Como foi para você exibir sua obra dentro de uma instituição?
Eduardo Srur: Acho que são 2 campos (instituição e intervenções urbanas) que se conversam . Eu tenho essa visão ampliada da minha obra poder estar em qualquer lugar do espaço público da cidade, inclusive me especializei em grandes operações de intervenção urbana em espaços não convencionais, mas esta não é a primeira vez que exponho numa instituição. Costumo expor mais em instituições fora do Brasil, porque aqui acontece a tendência de as instituições prestarem atenção nos artistas brasileiros depois que eles dão certo lá fora [risos]. Mas, de qualquer maneira, estar num museu é uma situação muito confortável porque, ao mesmo tempo em que eu tenho a aura de proteção do espaço institucional ao redor do trabalho, a instalação atinge o público da maneira que eu gosto, com o efeito surpresa de receber essa informação quando ainda está chegando ao museu.
As crianças ficaram especialmente fascinadas com a obra, vendo os carrinhos de brinquedo coloridos. Você imaginava que fosse acontecer isso? Acha que a mensagem chegou aonde você queria ou aconteceu diferente do que esperava?
Eduardo Srur: Acho que a mensagem chegou exatamente como previsto, teve muita aderência, compreensão, muita interação. É uma obra que permite o touch. Estamos falando de crianças e elas não gostam de ir ao museu porque não podem tocar em nada, não podem fazer barulho, não podem brincar. Esse trabalho provocava a participação do público e vai provocar mais ainda com a nova composição, que vai permitir levar um fragmento dela para casa. Meu trabalho cumpre bem a tarefa de aproximar as futuras gerações do entendimento do campo artístico, o que não quer dizer que esteja sendo reduzida para as crianças. Sol Lewitt dizia que o artista tem que ser inteligente o suficiente para não ser intelectual demais.
Por que você quer que o público leve a obra?
Eduardo Srur: Porque eu não tenho onde guardar! [risos]. A grande potência da obra está por vir e será amanhã [a entrevista foi feita na segunda-feira 10/12/18, véspera da abertura do museu com a nova configuração da obra], porque isso (a doação ao público) não estava previsto. No projeto inicial ela continuaria no mesmo formato até o último dia. Mas a partir do momento em que eu percebo que o público quer a obra e eu tenho a capacidade de doa-la, acho que as 2 pontas se encontram de maneira muito democrática. Então esse meu trabalho vai ter um destino tão democrático quanto as minhas intervenções na cidade, que atingem todos os públicos, de diferentes faixas etárias, de diferentes capacidades intelectuais. Assim como Helio Oiticica, Joseph Beuys e (Marcel) Duchamp falavam, eu sempre defendi muito que a obra se completa no intelecto do expectador; sem ele a obra não existe. Eu levo isso às últimas consequências, permitindo que o público leve um fragmento da obra para casa o que, além de ser um ato generoso no sentido de presentear uma parte da população, deixa evidente meu interesse em aproximar o público e provoca-lo a ser mais participativo e compartilhar o processo criativo comigo.
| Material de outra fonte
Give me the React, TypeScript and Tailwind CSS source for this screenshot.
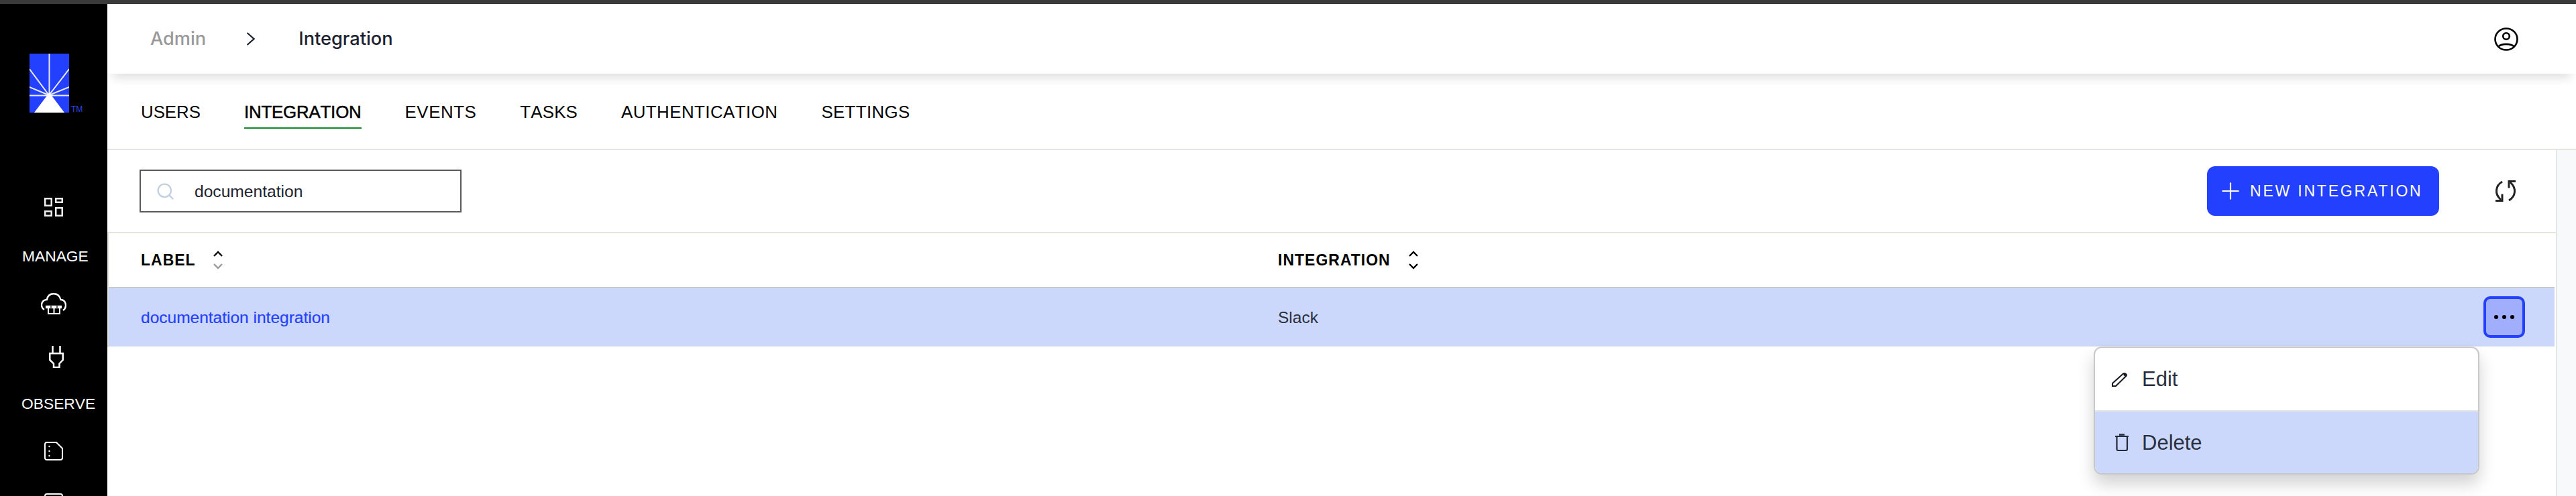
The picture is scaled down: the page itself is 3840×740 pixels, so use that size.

E agora, compartilhando, continua sendo um CAOS?
Eduardo Srur: Espero que não! Vamos descobrir o que vai acontecer amanhã (terça-feira, 11/12/18). Tomamos algumas providências para que não seja um caos e que tudo transcorra bem, mas sempre há os subversivos como eu, que talvez queiram fazer algumas coisas não previstas. Os meus melhores trabalhos sempre foram justamente os que me geraram imprevisibilidade, coisas não imaginadas e uma das mágicas da intervenção é justamente essa, você começar a obra de uma maneira e não saber como vai terminar. Não acho que seja o caso aqui porque, conforme falamos, estamos dentro do espaço seguro do museu. Mas só conheceremos o CAOS amanhã.
Epílogo: não foi um caos! Apareceram os talvez mais subversivos, que tentaram encher sacolas e mais sacolas com carrinhos, sabe-se lá por qual razão; outros tentaram levar mais de um, alegando ciúmes de quem estava em casa e não poderia ir. Mas, no geral, o público respondeu ao pedido do artista, pegou apenas o seu e assim dividiu a obra o mais democraticamente possível.